After I did that, the next two times I tried it, I got no such issues.

Does https://github.com/JuliaLang/julia/pull/48674 help in your case?

I haven't yet tried, but I may get to it later today.

KristofferC commented 1 year ago

Hmm, so what made you think it was related to this issue?

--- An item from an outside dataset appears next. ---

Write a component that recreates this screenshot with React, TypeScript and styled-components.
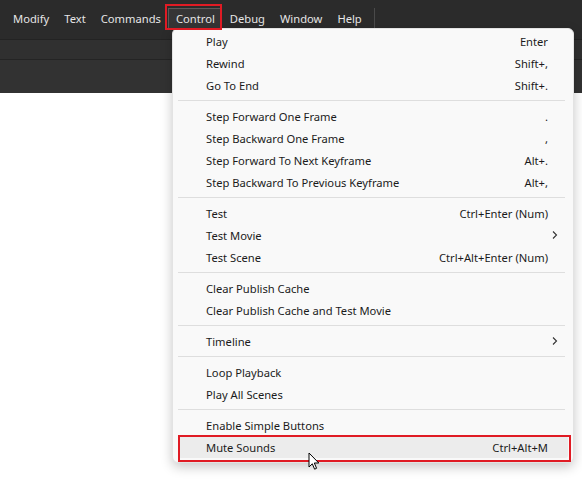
import styled, { createGlobalStyle } from "styled-components";

const GlobalStyle = createGlobalStyle`
    html, body {
        margin: 0;
        padding: 0;
        background: #ffffff;
    }
    body {
        font-family: "Noto Sans", "Open Sans", sans-serif;
        width: 582px;
        height: 483px;
        overflow: hidden;
    }
`

const StyledPage = styled.div`
    position: relative;
    width: 582px;
    height: 483px;
    background: #ffffff;
`

const StyledMenuBar = styled.div`
    align-items: flex-start;
    background: #2b2b2b;
    box-sizing: border-box;
    display: flex;
    height: 39px;
    padding: 8px 0 0 5.5px;
`

const StyledBarItem = styled.div<{ $active?: boolean }>`
    border: 1px solid ${p => p.$active ? "#5a5a5a" : "transparent"};
    background: ${p => p.$active ? "#353535" : "transparent"};
    box-sizing: border-box;
    color: #e6e6e6;
    font-size: 11.2px;
    height: 21px;
    line-height: 19px;
    padding: 0 6.5px;
`

const StyledBarDivider = styled.div`
    background: #4a4a4a;
    height: 21px;
    margin-left: 5px;
    width: 1px;
`

const StyledToolStrip = styled.div`
    background: #303030;
    border-top: 1px solid #232323;
    border-bottom: 1px solid #242424;
    height: 19px;
`

const StyledPanel = styled.div`
    background: #323232;
    height: 33px;
`

const StyledMenu = styled.div`
    background: #f9f9f9;
    border: 1px solid #e3e3e3;
    border-radius: 6px;
    box-shadow: 0 4px 12px rgba(0, 0, 0, 0.22);
    box-sizing: border-box;
    color: #1b1b1b;
    left: 172px;
    padding: 1px 0 4px;
    position: absolute;
    top: 28px;
    width: 402px;
`

const StyledRow = styled.div<{ $hover?: boolean }>`
    align-items: center;
    background: ${p => p.$hover ? "#ececec" : "transparent"};
    border-radius: 3px;
    display: flex;
    font-size: 11.2px;
    height: 22px;
    justify-content: space-between;
    margin: 0 5px;
    padding: 0 20px 0 28px;
`

const StyledShortcut = styled.span`
    font-size: 11.2px;
`

const StyledChevron = styled.svg`
    margin-right: -11px;
`

const StyledSeparator = styled.div`
    background: #dedede;
    height: 1px;
    margin: 4px 8px 4px 5px;
`

const StyledAnnotation = styled.div<{ $x: number; $y: number; $w: number; $h: number }>`
    border: 2px solid #e01b24;
    box-sizing: border-box;
    height: ${p => p.$h}px;
    left: ${p => p.$x}px;
    pointer-events: none;
    position: absolute;
    top: ${p => p.$y}px;
    width: ${p => p.$w}px;
`

const StyledCursor = styled.svg`
    left: 308px;
    position: absolute;
    top: 452px;
`

type Item =
    | { kind: "row"; label: string; shortcut?: string; sub?: boolean; hover?: boolean }
    | { kind: "sep" }

const items: Item[] = [
    { kind: "row", label: "Play", shortcut: "Enter" },
    { kind: "row", label: "Rewind", shortcut: "Shift+," },
    { kind: "row", label: "Go To End", shortcut: "Shift+." },
    { kind: "sep" },
    { kind: "row", label: "Step Forward One Frame", shortcut: "." },
    { kind: "row", label: "Step Backward One Frame", shortcut: "," },
    { kind: "row", label: "Step Forward To Next Keyframe", shortcut: "Alt+." },
    { kind: "row", label: "Step Backward To Previous Keyframe", shortcut: "Alt+," },
    { kind: "sep" },
    { kind: "row", label: "Test", shortcut: "Ctrl+Enter (Num)" },
    { kind: "row", label: "Test Movie", sub: true },
    { kind: "row", label: "Test Scene", shortcut: "Ctrl+Alt+Enter (Num)" },
    { kind: "sep" },
    { kind: "row", label: "Clear Publish Cache" },
    { kind: "row", label: "Clear Publish Cache and Test Movie" },
    { kind: "sep" },
    { kind: "row", label: "Timeline", sub: true },
    { kind: "sep" },
    { kind: "row", label: "Loop Playback" },
    { kind: "row", label: "Play All Scenes" },
    { kind: "sep" },
    { kind: "row", label: "Enable Simple Buttons" },
    { kind: "row", label: "Mute Sounds", shortcut: "Ctrl+Alt+M", hover: true },
]

const barItems = ["Modify", "Text", "Commands", "Control", "Debug", "Window", "Help"]

const App = () => {
    return (
        <StyledPage>
            <GlobalStyle />
            <StyledMenuBar>
                {barItems.map(name => (
                    <StyledBarItem key={name} $active={name === "Control"}>{name}</StyledBarItem>
                ))}
                <StyledBarDivider />
            </StyledMenuBar>
            <StyledToolStrip />
            <StyledPanel />

            <StyledMenu>
                {items.map((item, i) =>
                    item.kind === "sep" ? (
                        <StyledSeparator key={i} />
                    ) : (
                        <StyledRow key={i} $hover={item.hover}>
                            <span>{item.label}</span>
                            {item.sub ? (
                                <StyledChevron width="8" height="10" viewBox="0 0 8 10">
                                    <path d="M2 1.5 L5.5 5 L2 8.5" fill="none" stroke="#333" strokeWidth="1.1" />
                                </StyledChevron>
                            ) : (
                                <StyledShortcut>{item.shortcut}</StyledShortcut>
                            )}
                        </StyledRow>
                    )
                )}
            </StyledMenu>

            <StyledAnnotation $x={165} $y={4} $w={57} $h={26} />
            <StyledAnnotation $x={178} $y={435} $w={393} $h={27} />

            <StyledCursor width="12" height="19" viewBox="0 0 12 19">
                <path d="M1 1 L1 15 L4.3 11.8 L6.6 17.2 L8.6 16.3 L6.3 11 L10.8 11 Z" fill="#ffffff" stroke="#000000" strokeWidth="1" strokeLinejoin="round" />
            </StyledCursor>
        </StyledPage>
    )
}

export default App;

timholy commented 1 year ago

A gremlin?

lmiq commented 4 months ago

What happened specifically here?

From this: https://github.com/JuliaLang/julia/issues/48533

It seems that one needs to load dependencies of the extension that are also dependencies of the main package with using, for example:

module Extension
    MainPkg.StaticArrays
    ...
end

Is that the case? There is nothing in the docs mentioning this specifically (not even in the dev docs), and not doing so doesn't raise any error or warnings.